The Deity-Welcoming Festivals: Critiques
The ritual and social practices associated with these events drew even greater concern. Accounts of these events frequently contained criticisms of the animal sacrifices, of burning "ghost money" (jinyinzhi), of people wandering the streets with disheveled hair and wearing the cangue (pifa daijia), as well as the large numbers of beggars that congregated at these events. Indeed, colonial authorities and local organizations repeatedly tried to prohibit some of what they described as the more wasteful or backwards practices. Japanese settlers observed these proceedings with a mixture of disdain and interest, whereas some of the most strident critiques came from reform-minded Taiwanese. A public criticism that a Taiwanese organization leveled at a different event, the important summer Ghost Festival (Zhongyuan jie; also known as the pudu or yulanhui), best expresses the challenges that the organizers and supporters of these festivals raised to certain aspects of Taiwanese religious praxis. On August 25, 1926, a local group named the Jilong Customs Assimilation Association published the following words in the Taiwan nichinichi shinpō:
As for our Jilong, during the Ghost Festival ceremonies, each year the organizers compete with each other and it is extravagant in the extreme, no expense is spared.

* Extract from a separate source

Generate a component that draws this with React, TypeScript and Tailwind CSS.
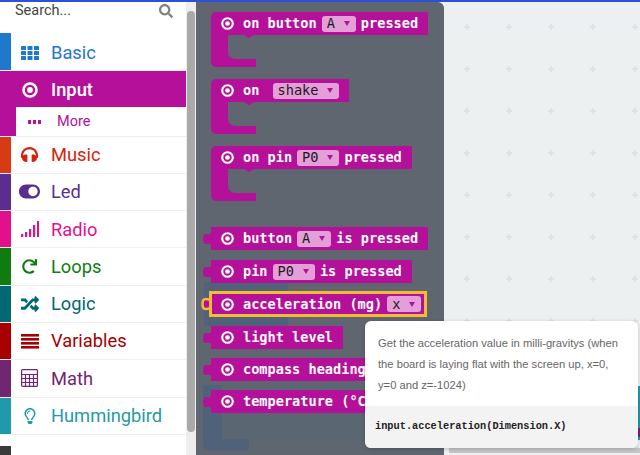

Moreover, each household displays sacrificial animals and fruit offerings, and each is as abundant as they can manage, as a means of presenting gifts [to the ghosts]. Indeed, they do not understand the universal salvation ceremony of the netherworld, it lies not in lavishness, but it is only in a sincere and respectful heart. The people have already forgotten the festival’s roots and pursue the ends.
This critique, couched in Confucian morality with its references to a respectful heart and the dichotomy of roots and ends, highlighted the ways in which Taiwanese elites preserved their key festivals while modifying certain elements that conflicted with their own modernizing sensibilities and protected the core--i.e., the festivals themselves--from greater intrusions by the colonial state.